Historian Who Revealed Real Dracula Dies

Florescu linked legends to Vlad the Impaler
By Rob Quinn,  Newser Staff
Posted May 20, 2014 2:41 AM CDT
Historian Who Revealed Dracula Truth Dies
Radu Florescu speaks during a book-signing on campus at Boston College for his book "Dracula's Bloodline: A Florescu Family Saga."    (AP Photo/Lee Pellegrini, Boston College)

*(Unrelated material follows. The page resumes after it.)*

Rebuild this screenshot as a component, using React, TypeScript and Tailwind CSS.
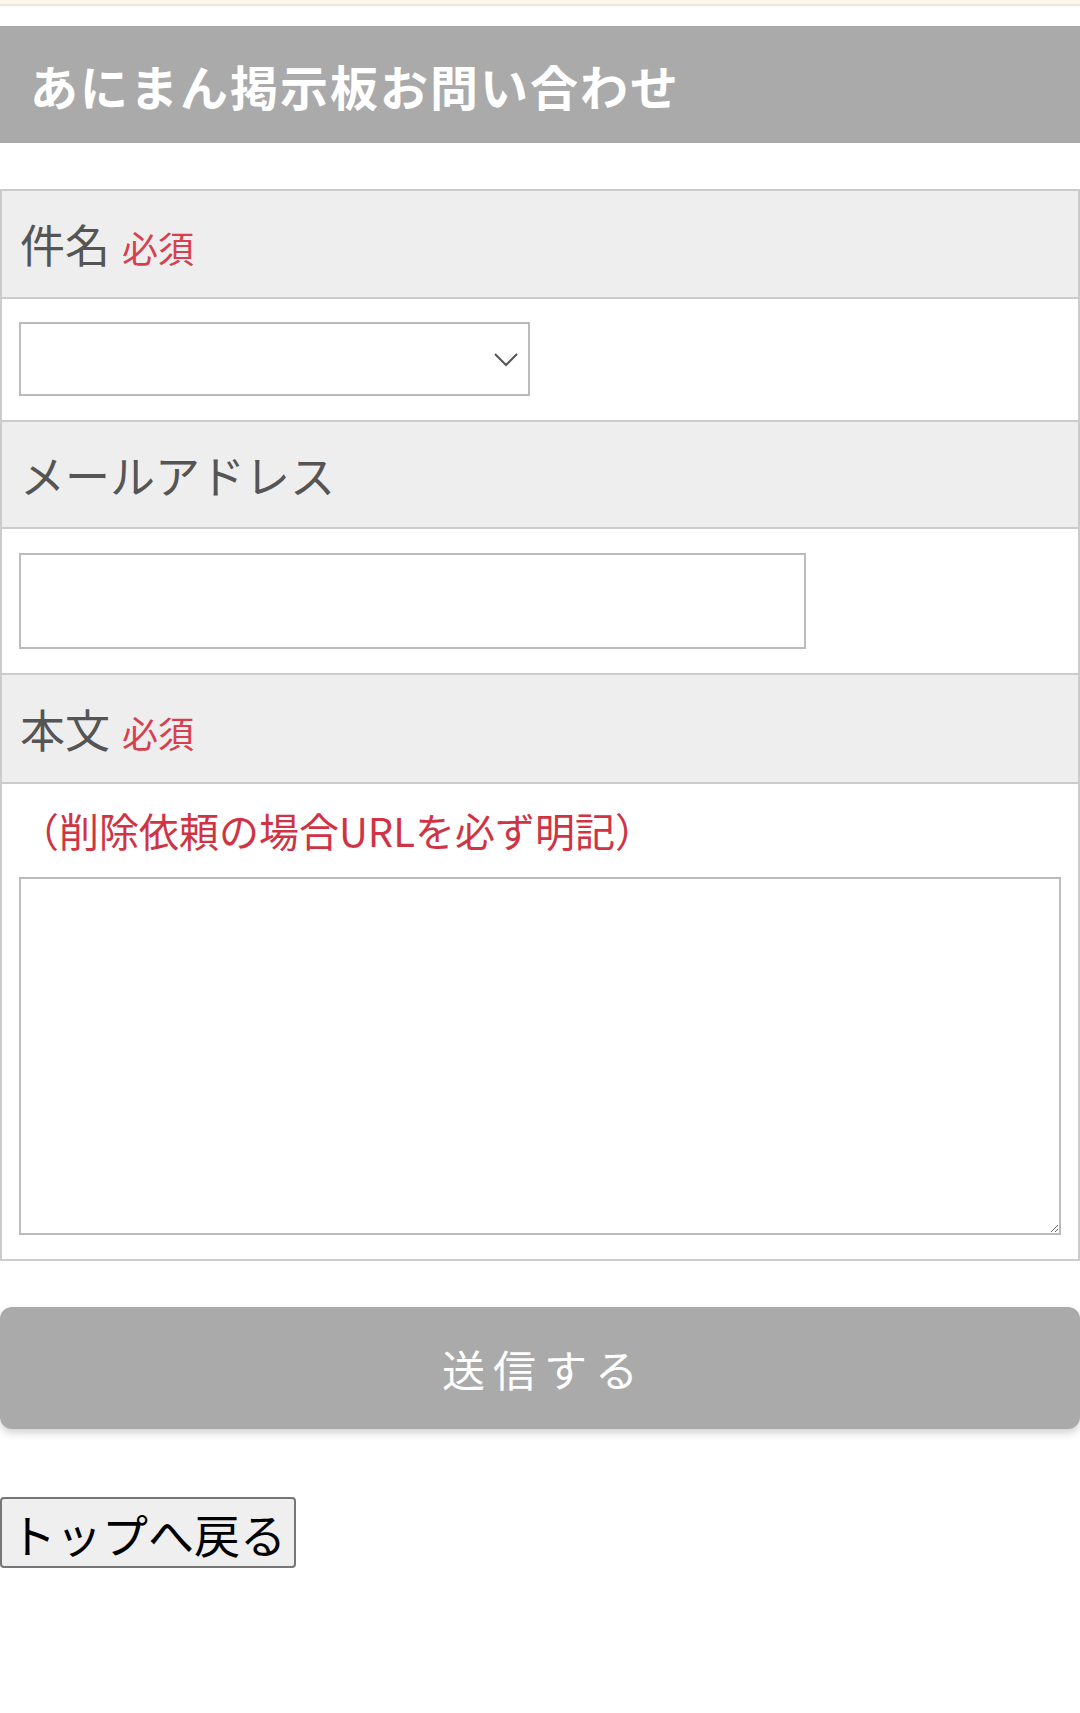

The historian who linked legends of Dracula to sadistic 15th-century Romanian ruler Vlad the Impaler has died at the age of 88. Romanian-born professor Radu Florescu, who fled his homeland on the Orient Express as World War II broke out, gained fame in the '70s with In Search of Dracula, which found that author Bram Stoker had based his fictional vampire on Vlad the Impaler, the AP reports. He went on to write five more Dracula books with co-author Raymond T. McNally.

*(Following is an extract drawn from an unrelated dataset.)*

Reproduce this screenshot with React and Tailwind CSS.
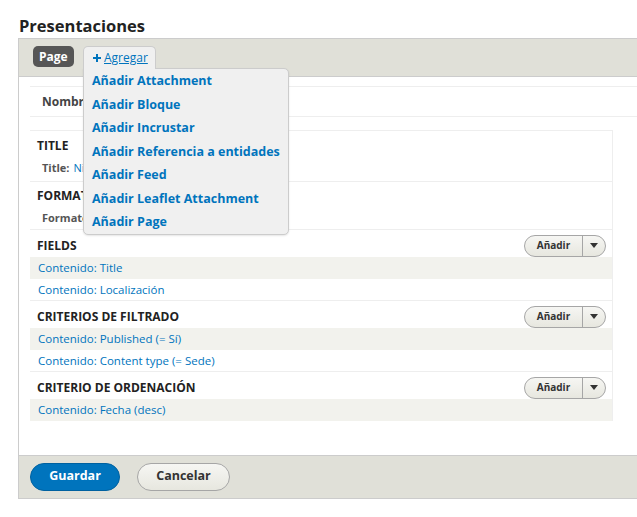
import { useState } from 'react'

const rows = [
  {
    title: 'FIELDS',
    items: ['Contenido: Title', 'Contenido: Localización'],
  },
  {
    title: 'CRITERIOS DE FILTRADO',
    items: ['Contenido: Published (= Sí)', 'Contenido: Content type (= Sede)'],
  },
  {
    title: 'CRITERIO DE ORDENACIÓN',
    items: ['Contenido: Fecha (desc)'],
  },
]

const menuItems = [
  'Añadir Attachment',
  'Añadir Bloque',
  'Añadir Incrustar',
  'Añadir Referencia a entidades',
  'Añadir Feed',
  'Añadir Leaflet Attachment',
  'Añadir Page',
]

function AddButton() {
  return (
    <div className="flex h-[22px] w-[82px] items-stretch rounded-full border border-[#a6a6a6] bg-gradient-to-b from-[#f6f6f3] to-[#e7e7df] text-[10px] font-bold text-[#333]">
      <span className="flex flex-1 items-center justify-center">Añadir</span>
      <span className="flex w-[23px] items-center justify-center border-l border-[#a6a6a6]">
        <svg width="8" height="5" viewBox="0 0 8 5">
          <path d="M0 0h8L4 5z" fill="#333" />
        </svg>
      </span>
    </div>
  )
}

export default function App() {
  const [open] = useState(true)

  return (
    <div className="relative h-[517px] w-[637px] overflow-hidden bg-white font-['Open_Sans',sans-serif] text-[#222]">
      <h2 className="pl-[19px] pt-[15px] text-[16.5px] font-bold leading-[22px]">Presentaciones</h2>

      <div className="ml-[18px] mt-[1px] w-[640px] border-y border-l border-[#ccc]">
        {/* tabs */}
        <div className="flex h-[38px] items-start gap-[11px] border-b border-[#ccc] bg-[#e0e0d8] pl-[14px] pt-[7px]">
          <span className="flex h-[21px] items-center rounded-[5px] bg-[#565656] px-[6px] text-[12px] font-bold text-white">Page</span>
          <span className="h-[31px] w-[73px]" />
        </div>

        <div className="bg-white px-[11px] pb-[34px] pt-[9px]">
          <div className="flex h-[31px] items-center border-y border-[#eee] pl-[12px] text-[12px] font-bold text-[#444]">
            Nombre de la pantalla: Page
          </div>

          <div className="mt-[13px] w-[583px] border-r border-[#eee]">
            <div className="border-t border-[#eee] pb-[2px]">
              <div className="flex h-[26px] items-center pl-[7px] pt-[3px] text-[12px] font-bold">TITLE</div>
              <div className="flex h-[22px] items-center pl-[12px] text-[11px]">
                <span className="font-bold text-[#555]">Title:</span>
                <span className="ml-[4px] text-[#0074bd]">Ninguno</span>
              </div>
            </div>
            <div className="border-t border-[#eee]">
              <div className="flex h-[26px] items-center pl-[7px] pt-[2px] text-[12px] font-bold">FORMAT</div>
              <div className="flex h-[21px] items-center pl-[12px] text-[11px]">
                <span className="font-bold text-[#555]">Formato:</span>
                <span className="ml-[4px] text-[#0074bd]">Lista</span>
              </div>
            </div>
            {rows.map((section) => (
              <div key={section.title} className="border-t border-[#eee]">
                <div className="flex h-[27px] items-center justify-between pl-[7px] pr-[6px] pt-[4px] text-[12px] font-bold">
                  <span>{section.title}</span>
                  <AddButton />
                </div>
                {section.items.map((item, i) => (
                  <div
                    key={item}
                    className={`flex h-[21.5px] items-center pl-[8px] text-[11.5px] text-[#0074bd] ${i % 2 === 0 ? 'bg-[#f2f2ed]' : 'bg-white'}`}
                  >
                    {item}
                  </div>
                ))}
              </div>
            ))}
          </div>
        </div>

        {/* actions */}
        <div className="flex h-[43px] items-center gap-[17px] border-t border-[#ccc] bg-[#e0e0d8] pl-[11px]">
          <button className="h-[28px] w-[90px] rounded-full border border-[#0061a0] bg-[#0074bd] text-[12.5px] font-bold text-white">
            Guardar
          </button>
          <button className="h-[28px] w-[93px] rounded-full border border-[#a6a6a6] bg-gradient-to-b from-[#f6f6f3] to-[#e7e7df] text-[12.5px] font-bold text-[#333]">
            Cancelar
          </button>
        </div>
      </div>

      {/* Agregar dropdown */}
      {open && (
        <div className="absolute left-[83px] top-[46px]">
          <div className="relative z-10 flex h-[23px] w-[73px] items-center gap-[3px] rounded-t-[5px] border-x border-t border-[#ccc] bg-[#f0f0f0] pl-[9px] text-[12px] text-[#0074bd]">
            <svg width="8" height="8" viewBox="0 0 8 8">
              <path d="M3 0h2v3h3v2H5v3H3V5H0V3h3z" fill="#0074bd" />
            </svg>
            <span className="underline">Agregar</span>
          </div>
          <div className="-mt-px w-[206px] rounded-b-[5px] rounded-tr-[5px] border border-[#ccc] bg-[#f0f0f0] pl-[8px] shadow-[0_1px_2px_rgba(0,0,0,0.1)]">
            {menuItems.map((item) => (
              <div key={item} className="h-[23.5px] text-[12.5px] font-bold leading-[23px] text-[#0074bd]">
                {item}
              </div>
            ))}
          </div>
        </div>
      )}
    </div>
  )
}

Florescu, a noted philanthropist, founded the East European Research Center at Boston College and counseled Sen. Edward Kennedy on Balkan affairs. "No American has educated more Americans about Romania—and Dracula—than Professor Florescu. I was lucky to be one of his grateful students," says a former US ambassador to Romania. In a statement, Romania's royal house praised Florescu for building a bridge between Romania and the US and giving the country's history "a drop of universality," reports Adevarul. (In Transylvania, meanwhile, the castle that once housed Vlad the Impaler is up for sale.)